As the energy demands of today's high-performance computers have become a critical challenge, different activities and research programs have been launched world-wide to overcome this obstacle. "Computers based on superconducting logic integrated with new kinds of cryogenic memory will allow expansion of current computing facilities while staying within space and energy budgets, and may enable supercomputer development beyond the exascale," said Marc Manheimer, program manager of Cryogenic Computer Complexity (C3) at the Intelligence Advanced Research Projects Activity (IARPA) in the US.

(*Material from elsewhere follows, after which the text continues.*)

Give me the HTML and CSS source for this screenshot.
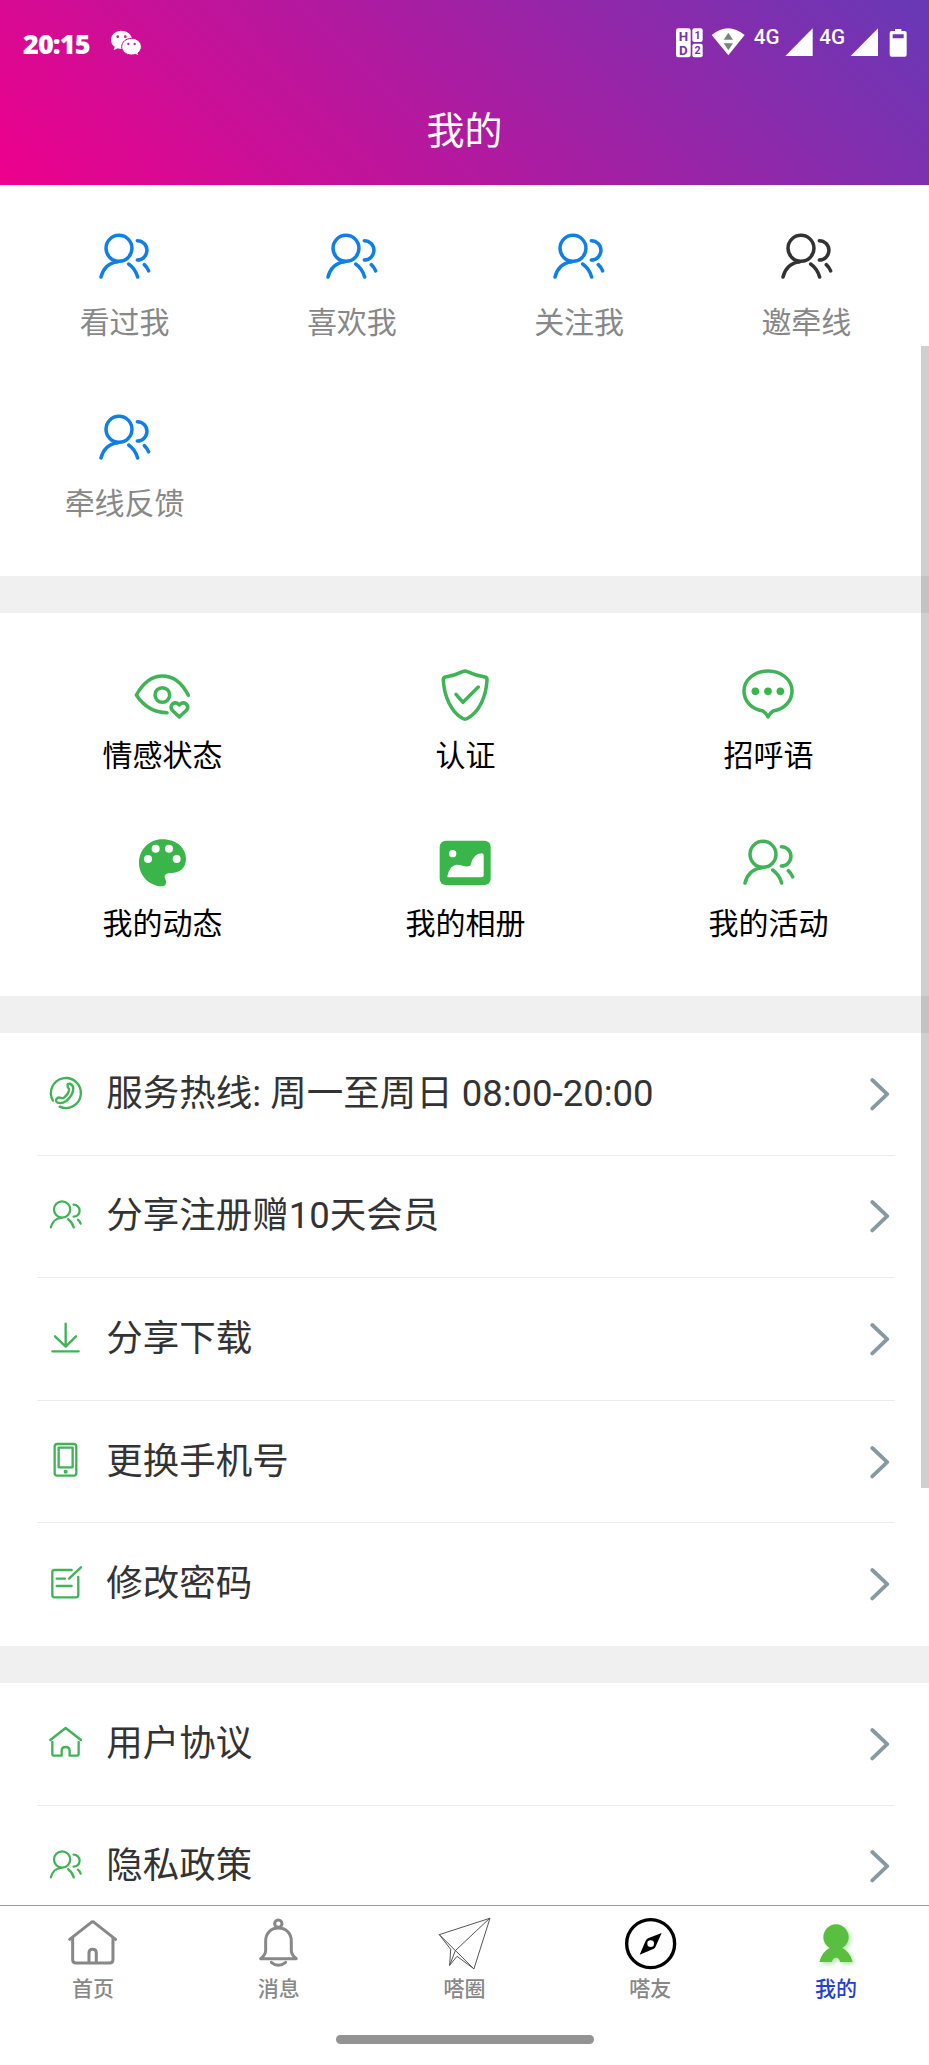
FILE: index.html
```html
<!DOCTYPE html>
<html lang="zh-CN">
<head>
<meta charset="utf-8">
<title>我的</title>
<link rel="stylesheet" href="styles.css">
</head>
<body>
<svg class="defs" aria-hidden="true">
  <symbol id="people" viewBox="0 0 160 160"><circle cx="63" cy="55" r="39"/><path d="M9 141C15 117 33 97 58 96M92 102Q112 116 119 141M118 32A29 29 0 0 1 118 90M139 104Q148 112 152 123"/></symbol>
  <symbol id="chevron" viewBox="0 0 20 34"><path d="M2.3 3L17.2 17.2L2.3 31.4"/></symbol>
</svg>
<div class="screen">
  <header class="header">
    <div class="status">
      <span class="time">20:15</span>
      <svg class="wechat" viewBox="330 88 98 84"><path d="M364 93C346 93 333 105 333 120C333 130 337 137 344 141L341 152L353 146Q358 148 364 148C382 148 396 136 396 120C396 105 382 93 364 93Z"/><path class="front" d="M395 116C378 116 365 127 365 141C365 155 378 166 395 166Q401 166 406 164L416 169L414 160C420 155 424 149 424 141C424 127 411 116 395 116Z"/><g class="eyes"><circle cx="353" cy="111" r="4"/><circle cx="376" cy="111" r="4"/><circle cx="385" cy="133" r="3.5"/><circle cx="404" cy="133" r="3.5"/></g></svg>
      <svg class="signals" viewBox="160 75 710 105">
        <rect x="169" y="85" width="44" height="87" rx="7"/><rect x="218" y="85" width="31" height="41" rx="6"/><rect x="218" y="131" width="31" height="41" rx="6"/>
        <g class="hd"><text x="191" y="122" font-size="40">H</text><text x="191" y="165" font-size="40">D</text><text x="234" y="118" font-size="32">1</text><text x="234" y="163" font-size="32">2</text></g>
        <path d="M276 105Q325 64 375 105L326 166Z"/><path class="net" d="M312 119L326 98L340 119ZM312 130H340L326 151Z"/>
        <text class="g4" x="402" y="131">4G</text><path d="M579 85V168H497Z"/>
        <text class="g4" x="599" y="131">4G</text><path d="M775 85V168H693Z"/>
        <path fill-rule="evenodd" d="M826 87H845V93H855Q861 93 861 99V164Q861 170 855 170H816Q810 170 810 164V99Q810 93 816 93H826ZM819 103V115H852V103Z"/>
      </svg>
    </div>
    <h1 class="title">我的</h1>
  </header>

  <main class="content">
    <section class="grid grid-four">
      <div class="cell"><svg class="icon-people blue"><use href="#people"/></svg><span>看过我</span></div>
      <div class="cell"><svg class="icon-people blue"><use href="#people"/></svg><span>喜欢我</span></div>
      <div class="cell"><svg class="icon-people blue"><use href="#people"/></svg><span>关注我</span></div>
      <div class="cell"><svg class="icon-people dark"><use href="#people"/></svg><span>邀牵线</span></div>
      <div class="cell"><svg class="icon-people blue"><use href="#people"/></svg><span>牵线反馈</span></div>
    </section>

    <section class="grid grid-three">
      <div class="cell"><div class="icon-box"><svg class="icon-menu" viewBox="0 0 180 180"><path d="M169 91Q140 33 91 33Q45 33 13 90Q48 143 105 143"/><circle cx="91" cy="90" r="22"/><path d="M142 156L120 135Q114 126 121 117Q133 109 142 120Q151 109 163 117Q171 126 164 135Z"/></svg></div><span>情感状态</span></div>
      <div class="cell"><div class="icon-box"><svg class="icon-menu" viewBox="0 0 180 180"><path d="M83 20Q90 16 97 20Q122 32 150 36Q157 38 156 46C153 95 133 140 98 160Q90 165 82 160C48 140 28 95 25 46Q24 38 31 36Q59 32 83 20Z"/><path d="M63 88L84 112L130 66"/></svg></div><span>认证</span></div>
      <div class="cell"><div class="icon-box"><svg class="icon-menu" viewBox="0 0 180 180"><path d="M75 138C40 132 18 108 18 78C18 44 50 18 90 18C130 18 162 44 162 78C162 108 140 132 105 138Q96 144 90 156Q84 144 75 138Z"/><g class="solid"><circle cx="52" cy="79" r="11.5"/><circle cx="90" cy="79" r="11.5"/><circle cx="127" cy="79" r="11.5"/></g></svg></div><span>招呼语</span></div>
      <div class="cell"><div class="icon-box"><svg class="icon-menu" viewBox="0 0 180 180"><path class="solid" d="M91 19C135 19 162 46 162 78C162 105 142 120 118 120C102 119 94 127 100 138C105 150 101 160 90 160C55 160 21 130 21 90C21 50 52 19 91 19Z"/><g class="hole"><circle cx="48" cy="78" r="12"/><circle cx="71" cy="47" r="12"/><circle cx="111" cy="47" r="12"/><circle cx="134" cy="78" r="12"/></g></svg></div><span>我的动态</span></div>
      <div class="cell"><div class="icon-box"><svg class="icon-menu" viewBox="0 0 180 180"><rect class="solid" x="14" y="23" width="153" height="133" rx="18"/><g class="hole"><circle cx="53" cy="62" r="11"/><path d="M41 133Q35 133 38 126Q46 95 66 95C80 95 96 106 107 96Q114 62 140 61Q146 61 146 67V127Q146 133 140 133Z"/></g></svg></div><span>我的相册</span></div>
      <div class="cell"><div class="icon-box"><svg class="icon-people green"><use href="#people"/></svg></div><span>我的活动</span></div>
    </section>

    <ul class="list">
      <li class="row"><svg class="icon-row" viewBox="0 0 100 100"><path d="M12 74A45 45 0 1 1 32 92M56 30Q54 22 62 23Q72 26 73 37Q73 58 52 75Q38 84 26 80Q18 76 23 68Q28 62 36 66Q42 68 46 64Q58 54 60 44Q61 38 58 36Q55 33 56 30Z"/></svg><span>服务热线: 周一至周日 08:00-20:00</span><svg class="arrow"><use href="#chevron"/></svg></li>
      <li class="row"><svg class="icon-row small-people"><use href="#people"/></svg><span>分享注册赠10天会员</span><svg class="arrow"><use href="#chevron"/></svg></li>
      <li class="row"><svg class="icon-row" viewBox="0 0 100 100"><path d="M50 8V76M18 46L50 77L81 46M10 91H89"/></svg><span>分享下载</span><svg class="arrow"><use href="#chevron"/></svg></li>
      <li class="row"><svg class="icon-row" viewBox="0 0 100 100"><rect x="17" y="3" width="65" height="95" rx="8"/><rect x="29" y="14" width="42" height="59"/><circle class="solid" cx="50" cy="86" r="6"/></svg><span>更换手机号</span><svg class="arrow"><use href="#chevron"/></svg></li>
      <li class="row"><svg class="icon-row" viewBox="0 0 100 100"><path d="M68 12H17Q10 12 10 19V87Q10 94 17 94H81Q88 94 88 87V33M60 38L96 4M23 38H48M23 60H68"/></svg><span>修改密码</span><svg class="arrow"><use href="#chevron"/></svg></li>
    </ul>

    <ul class="list">
      <li class="row"><svg class="icon-row" viewBox="0 0 100 100"><path d="M4 42L50 6L96 42M10 48V83Q10 89 16 89H38V74Q38 63 50 63Q62 63 62 74V89H83Q89 89 89 83V48"/></svg><span>用户协议</span><svg class="arrow"><use href="#chevron"/></svg></li>
      <li class="row"><svg class="icon-row small-people"><use href="#people"/></svg><span>隐私政策</span><svg class="arrow"><use href="#chevron"/></svg></li>
    </ul>
  </main>

  <nav class="tabs">
    <a class="tab"><svg viewBox="0 0 160 160"><path d="M11 67L75 17Q80 12 85 17L149 67M20 62V128Q20 138 30 138H131Q141 138 141 128V62M69 136V108Q69 97 80 97Q91 97 91 108V136"/></svg><span>首页</span></a>
    <a class="tab"><svg viewBox="0 0 160 160"><circle cx="79" cy="20" r="11"/><path d="M26 125Q41 114 41 100V72C41 50 56 33 79 33C103 33 118 50 118 72V100Q118 114 133 125ZM58 136Q79 154 101 136"/></svg><span>消息</span></a>
    <a class="tab"><svg class="plane" viewBox="0 0 160 160"><path d="M155 4L4 53L107 155ZM155 4L52 101L35 145L57 118L107 155M4 53L38 97L35 145"/></svg><span>嗒圈</span></a>
    <a class="tab"><svg class="compass" viewBox="0 0 160 160"><circle cx="80" cy="80" r="72"/><path d="M113 48L94 91Q91 95 86 97L47 113L65 71Q68 65 74 63ZM80 70A10 10 0 1 0 80 90A10 10 0 1 0 80 70Z"/></svg><span>嗒友</span></a>
    <a class="tab active"><svg class="user" viewBox="0 0 160 160"><path d="M62 93A38 38 0 1 1 100 93Q124 105 131 135H93A12 13 0 0 0 69 135H31Q38 105 62 93Z"/></svg><span>我的</span></a>
    <div class="home-bar"></div>
  </nav>
  <div class="scrollbar"></div>
</div>
</body>
</html>
```
FILE: styles.css
```css
* { box-sizing: border-box; }
body { margin: 0; font-family: Roboto, "Noto Sans CJK SC", sans-serif; color: #333; background: #fff; }
svg { display: block; overflow: visible; flex: none; }
.defs { position: absolute; width: 0; height: 0; }
.screen { position: relative; width: 929px; height: 2065px; display: flex; flex-direction: column; overflow: hidden; }

.header { height: 185px; flex: none; background: linear-gradient(45deg, #ee008c, #6739b6); color: #fff; }
.status { height: 88px; padding: 0 19px 0 23px; display: flex; align-items: center; }
.time { font: 800 27px/30px "Open Sans", sans-serif; width: 87px; letter-spacing: -0.9px; }
.wechat { width: 32.7px; height: 28px; fill: #fff; margin-top: -2px; }
.wechat .front { stroke: #d00a94; stroke-width: 3; }
.wechat .eyes { fill: #b02a90; }
.signals { width: 236.7px; height: 35px; margin-left: auto; fill: #fff; margin-top: -3px; }
.signals .hd { fill: #7b2fae; font-family: Roboto, sans-serif; font-weight: 700; text-anchor: middle; }
.signals .net { fill: #77857c; }
.signals .g4 { font: 500 62px Roboto, sans-serif; }
.title { margin: 0; height: 86px; font-size: 38px; font-weight: 400; line-height: 86px; text-align: center; }

.content { flex: 1; min-height: 0; overflow: hidden; background: #f0f0f0; }
.grid { display: grid; background: #fff; padding: 0 9px 0 11px; align-content: start; }
.cell { display: flex; flex-direction: column; align-items: center; font-size: 30px; line-height: 44px; }
.grid-four { height: 391px; padding-top: 45px; grid-template-columns: repeat(4, 1fr); grid-auto-rows: 181px; color: #888; }
.grid-four .cell { gap: 18px; }
.grid-three { height: 383px; margin-top: 37px; padding-top: 52px; grid-template-columns: repeat(3, 1fr); grid-auto-rows: 168px; color: #000; }
.grid-three .cell { gap: 9px; }
.icon-box { height: 60px; display: flex; align-items: center; }
.icon-people { width: 53.3px; height: 53.3px; fill: none; stroke-width: 10.5; stroke-linecap: round; }
.blue { stroke: #0f7fe6; }
.dark { stroke: #333; }
.green { stroke: #3fb356; }
.icon-menu { width: 60px; height: 60px; margin-right: 1px; fill: none; stroke: #3fb356; stroke-width: 10.5; stroke-linecap: round; stroke-linejoin: round; }
.solid { fill: #39b54a; stroke: none; }
.hole { fill: #fff; stroke: none; }

.list { list-style: none; margin: 37px 0 0; padding: 0 34px 0 37px; background: #fff; }
.row { height: 122.6px; padding: 0 5px 3px 12px; display: flex; align-items: center; font-size: 36.5px; border-bottom: 1.5px solid #ebebeb; }
.row:last-child { border-bottom-color: transparent; }
.row span { margin: 3px 0 0 24px; line-height: 54px; }
.icon-row { width: 33.3px; height: 33.3px; fill: none; stroke: #3fb356; stroke-width: 7; stroke-linecap: round; stroke-linejoin: round; }
.small-people { stroke-width: 11; }
.arrow { width: 20px; height: 34px; margin: 3px 0 0 auto; fill: none; stroke: #8799a3; stroke-width: 3.8; stroke-linecap: round; stroke-linejoin: round; }

.tabs { flex: none; height: 160px; border-top: 1px solid #999; background: #fff; display: grid; grid-template: 129px 1fr / repeat(5, 1fr); }
.tab { display: flex; flex-direction: column; align-items: center; padding-top: 11px; color: #888; font-size: 21px; line-height: 30px; font-weight: 500; }
.tab svg { width: 53.3px; height: 53.3px; margin-bottom: 4px; fill: none; stroke: #888; stroke-width: 9; stroke-linecap: round; stroke-linejoin: round; }
.tab .plane { stroke: #555; stroke-width: 3; }
.tab .compass circle { stroke: #000; stroke-width: 10; }
.tab .compass path { fill: #000; fill-rule: evenodd; stroke: none; }
.tab .user { fill: #5abf40; stroke: none; filter: drop-shadow(2px 2px 2px rgba(90, 191, 64, .45)); }
.tab.active { color: #2340d0; }
.home-bar { grid-column: 1 / -1; justify-self: center; width: 258px; height: 9px; border-radius: 5px; background: #939393; }
.scrollbar { position: absolute; right: 0; top: 346px; width: 8px; height: 1142px; background: rgba(0, 0, 0, .19); }
```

General use supercomputers and data centres are an obvious driver for future computing needs. However the required technological developments encompass a much wider range of applications. Such is the case for instance for the largest international astronomical project in existence: the Atacama Large Millimeter/ submillimeter Array (ALMA) [24]. The processing of data has required the development of customized machine, one of the most powerful on Earth, made of 134 millions of processors for correlating data from 50 antennas [25]. Higher requirements are needed for the developments of the Square Kilometre Array (SKA) [26], the largest radio telescope on Earth. Astronomy, and in general Big Science, is in need of ever more high-performance systems. Ultimate performance requires often the cooling of systems, where superconductors are used for their low power need and quantum sensitivity. Next computing challenges also concern the real-time processing of data produced by large instruments or smart sensors, some equipped with complex imagers.

Rapid Single Flux Quantum (RSFQ) logic offers an extremely attractive high-speed and low-power computing solution. Besides, the technology is compatible with superconducting ultrasensitive sensors used for quantum computing or readout of imagers, making possible what otherwise requires hybrid integration of several technologies, as shown in the 2013 International Technology Roadmap for Semiconductors (ITRS) [7].

While the fabrication of small RSFQ circuits was mainly done on a research level so far [27], the use of RSFQ circuits for real computing requires fabrication of large-area, high-density, superconductive circuits with reasonable yield. The final goal is the development of a petaflops-scale computer. For the former Hybrid Technology MultiThreaded (HTMT) petaflops project in the US, it was estimated that 4,096 RSFQ processors operating at a clock frequency of 50 GHz at least, comprised of roughly 37,000 chips containing a total of 100 billion Josephson junctions would be required. This ambitious goal can be only reached in a step-by-step pre-industrial development. Five topical areas were identified for the development of such a superconductive computer:

- architecture & design
- memory and processors
- manufacturing superconductive circuits
- interconnects & input / output
- system integration

Developments in all areas are needed. Among them, cryogenic RAM has been the most neglected superconductor technology. Three attractive candidates are presently investigated, namely orthogonal spin transfer torque cells optimized for operation at liquid helium temperature, cryogenic spin Hall effect cells, and cells based on Josephson junctions with properties modified by magnetic layers [28-29].

Manufacturing superconductive circuits of the required complexity and in the required volume requires fabrication processes comparable to semiconductor industry in a clean room of class 3 or 4 (ISO 14644). The technological requirements for key parameters such as feature size, linewidths, complexity, processes, etc correspond to semiconductor technology of the mid-1990s. The estimated costs are around 200M€ for a five-year period. This time will be needed to develop and to establish the reliable fabrication of prototype circuits containing from 10,000 over 100,000 to 1,000,000 Josephson junctions per chip. The circuits will be fabricated on 200 mm Silicon wafers in sub micrometer technology (junctions diameters of 0.5 µm at the beginning and 90 nm in the long term using deep-UV steppers for lithography and chemicalmechanical polishing (CMP) for planarization).